Equal flow distribution in manifold

QUESTION
I need to design a manifold of 100 needles arranged in a 10x10 grid all connected to the bottom of a liquid container.The container itself has 4 inlets on top in which liquid is pumped using a peristaltic pump. The requirement is that each needle will provide with a flow of 10 microliters per second +/- 5 microliters. The needles themselves have an ID of 1 mm. The problem so far is that the flow distribution is not equal among the needles. Some have a flow of 10 microliters, some have no flow at all.
My thought was that by drastically increasing the pressure drop in each inlet of a needle (maybe by introducing a porous sheet with a very small porosity) I could perhaps compensate for the large ID of the needles in comparison to the very low flow rate which seems to create unequal distribution to the 100 outlets. My questions:

  • Has anyone faced such a problem before?
  • Does the porous sheet solution seem viable? if so, does anyone know of a material that could work in this case?

REPLIES

gruntguru
At the very low flow rates, it is unlikely that velocity distribution in the plenum is a problem (unless the plenum has a ridiculously small cross section). The peristaltic pump is a good choice - positive displacement, accurate metering. Seems your lack of pressure in the plenum (lack of pressure drop across each metering orifice (needle)) is allowing non-uniform factors (gravitational head, capillary action/surface tension etc to dominate)

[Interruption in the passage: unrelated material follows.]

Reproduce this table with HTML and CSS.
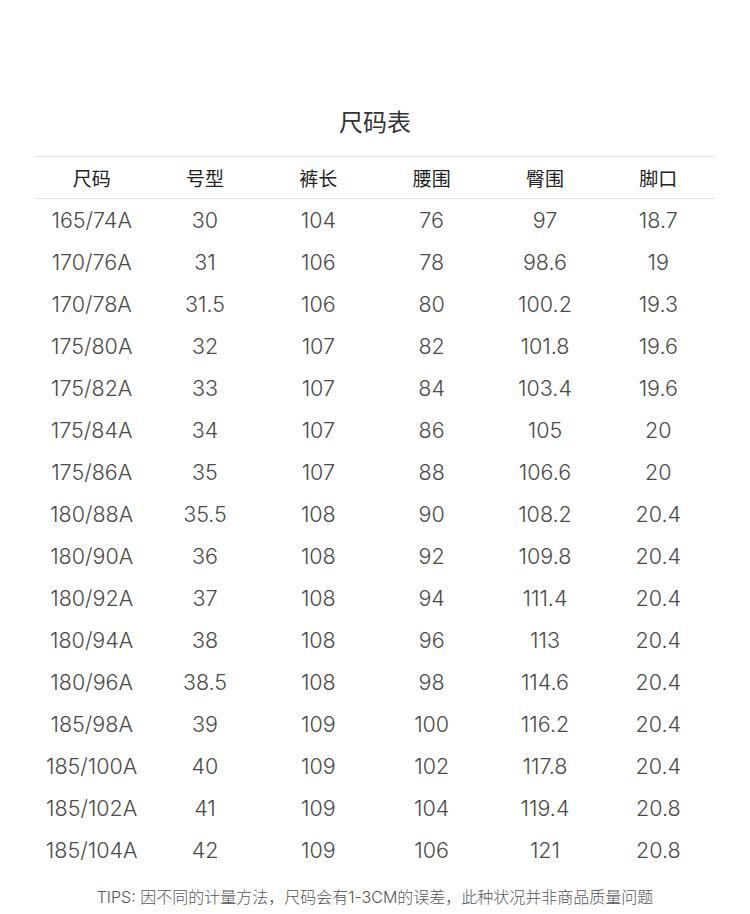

Yes you need 100 metering points with equal cross section and discharge coefficient, small enough to generate a significant pressure drop - say 50% of the pump rating at the specified flow. The simplest way may be a screen as you suggest. Make sure the 100 holes the screen material rests against are equal. Something like a reverse osmosis membrane might work, the important thing is uniform permeability across its surface. Make sure there are no solids in the working fluid - they will be filtered and block the membrane.

SOURCE
https://www.eng-tips.com/viewthread.cfm?qid=379068
Above is a snippet.

@gruntguru, Solid, practical advice - as always.

This is an old problem. …much older than the old discussion on the other site.
Unfortunately, the usual flow equations sort of fall apart because the Re is very very low, and the liquid in the plenum is not obliged to do what you think it will do.

The least awful solution is a 100 channel peristaltic pump, which can probably achieve the specification given. Peri pumps are nowhere near ideal, and nowhere near as stable, precise, durable or reliable as innocents might assume.